• [DIRECTIONS]
Reproduce the data exactly and drop any pictures it holds.

• [WORKING DATA]
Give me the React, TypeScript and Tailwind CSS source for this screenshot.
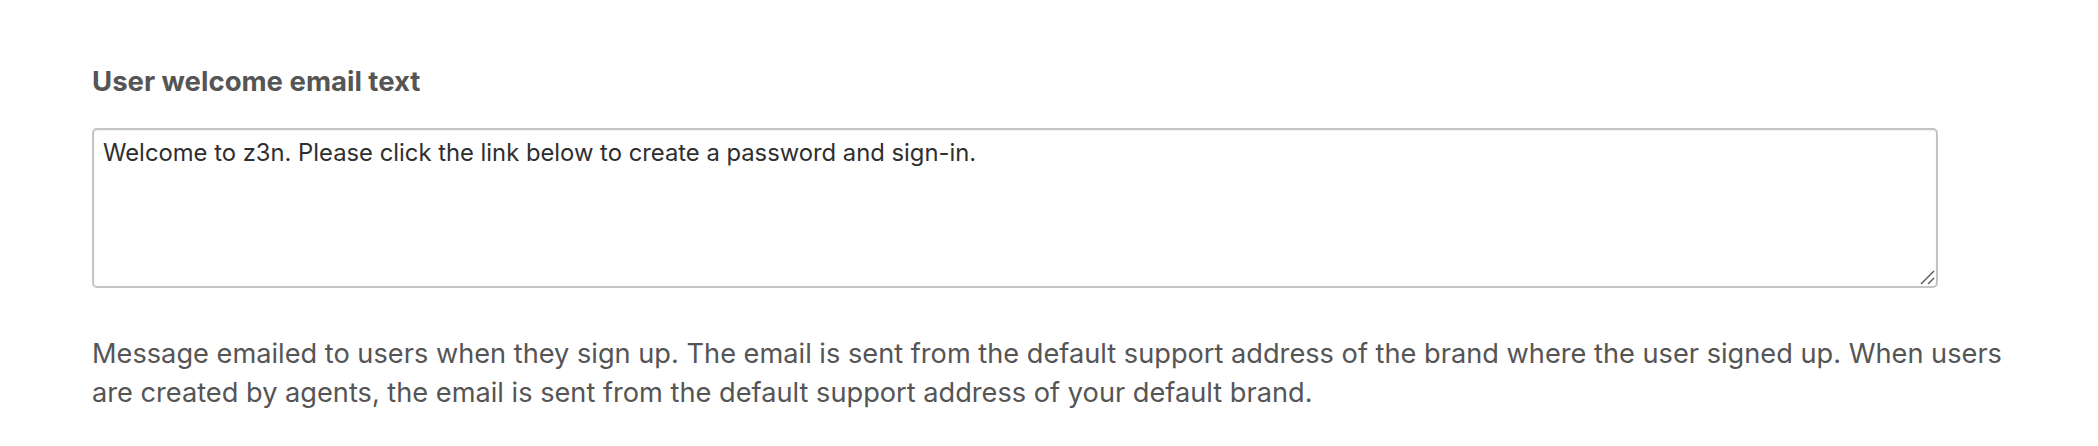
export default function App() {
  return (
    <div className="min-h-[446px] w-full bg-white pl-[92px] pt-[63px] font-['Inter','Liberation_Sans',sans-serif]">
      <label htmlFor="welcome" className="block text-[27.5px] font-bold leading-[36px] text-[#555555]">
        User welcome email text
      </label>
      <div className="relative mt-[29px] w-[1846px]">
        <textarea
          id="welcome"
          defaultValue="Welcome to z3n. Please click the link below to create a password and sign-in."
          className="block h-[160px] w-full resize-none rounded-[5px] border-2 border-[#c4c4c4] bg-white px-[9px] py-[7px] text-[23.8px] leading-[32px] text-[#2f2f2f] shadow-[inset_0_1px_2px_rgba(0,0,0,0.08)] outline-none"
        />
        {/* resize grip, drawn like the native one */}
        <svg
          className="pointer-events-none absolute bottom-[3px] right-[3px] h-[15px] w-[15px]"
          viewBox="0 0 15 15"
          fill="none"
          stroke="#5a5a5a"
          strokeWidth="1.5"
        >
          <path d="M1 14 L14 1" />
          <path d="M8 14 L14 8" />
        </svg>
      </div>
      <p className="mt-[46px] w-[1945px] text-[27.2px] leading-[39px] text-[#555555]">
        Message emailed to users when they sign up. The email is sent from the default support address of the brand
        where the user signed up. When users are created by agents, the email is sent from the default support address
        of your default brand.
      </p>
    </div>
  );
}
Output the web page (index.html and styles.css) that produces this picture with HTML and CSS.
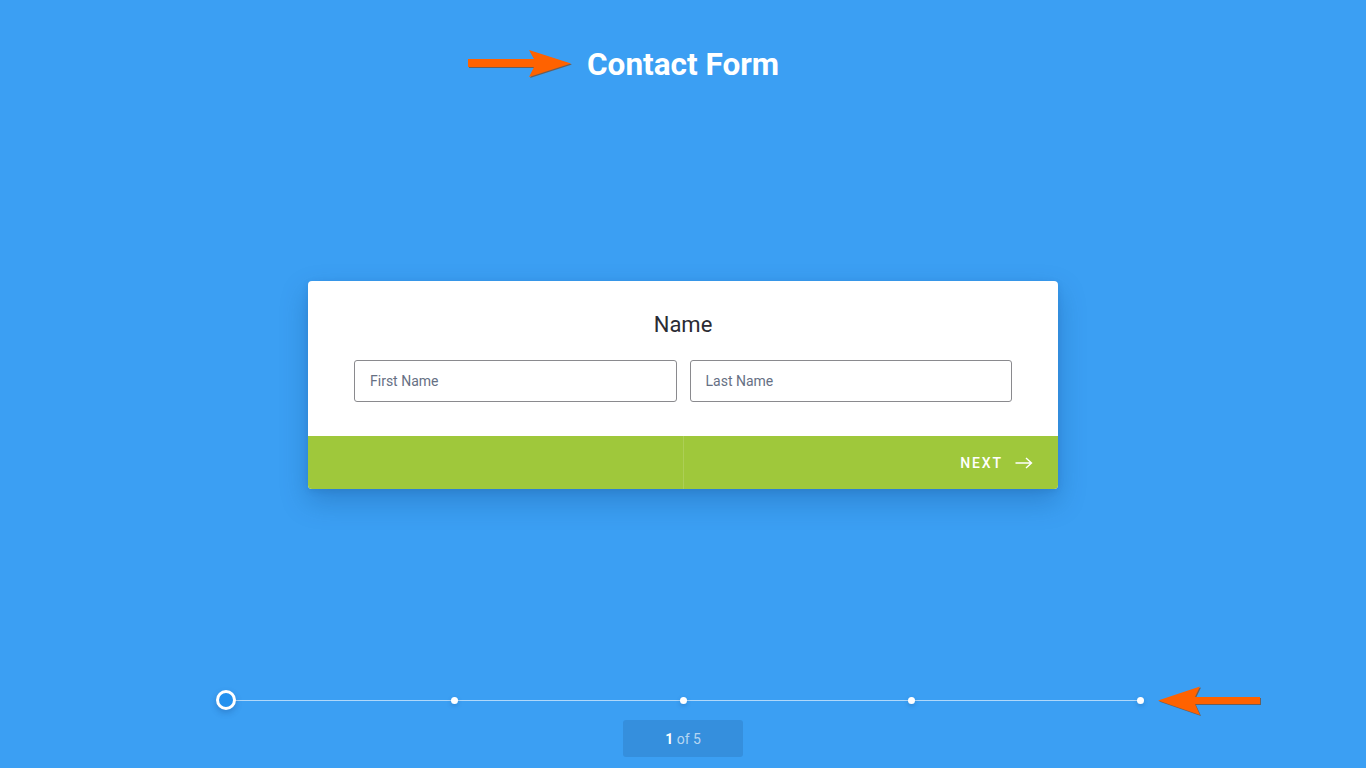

• [SOLUTION TO THE EXERCISE]
Give me the React, TypeScript and Tailwind CSS source for this screenshot.
export default function App() {
  return (
    <div className="min-h-[446px] w-full bg-white pl-[92px] pt-[63px] font-['Inter','Liberation_Sans',sans-serif]">
      <label htmlFor="welcome" className="block text-[27.5px] font-bold leading-[36px] text-[#555555]">
        User welcome email text
      </label>
      <div className="relative mt-[29px] w-[1846px]">
        <textarea
          id="welcome"
          defaultValue="Welcome to z3n. Please click the link below to create a password and sign-in."
          className="block h-[160px] w-full resize-none rounded-[5px] border-2 border-[#c4c4c4] bg-white px-[9px] py-[7px] text-[23.8px] leading-[32px] text-[#2f2f2f] shadow-[inset_0_1px_2px_rgba(0,0,0,0.08)] outline-none"
        />
        {/* resize grip, drawn like the native one */}
        <svg
          className="pointer-events-none absolute bottom-[3px] right-[3px] h-[15px] w-[15px]"
          viewBox="0 0 15 15"
          fill="none"
          stroke="#5a5a5a"
          strokeWidth="1.5"
        >
          <path d="M1 14 L14 1" />
          <path d="M8 14 L14 8" />
        </svg>
      </div>
      <p className="mt-[46px] w-[1945px] text-[27.2px] leading-[39px] text-[#555555]">
        Message emailed to users when they sign up. The email is sent from the default support address of the brand
        where the user signed up. When users are created by agents, the email is sent from the default support address
        of your default brand.
      </p>
    </div>
  );
}
Output the web page (index.html and styles.css) that produces this picture with HTML and CSS.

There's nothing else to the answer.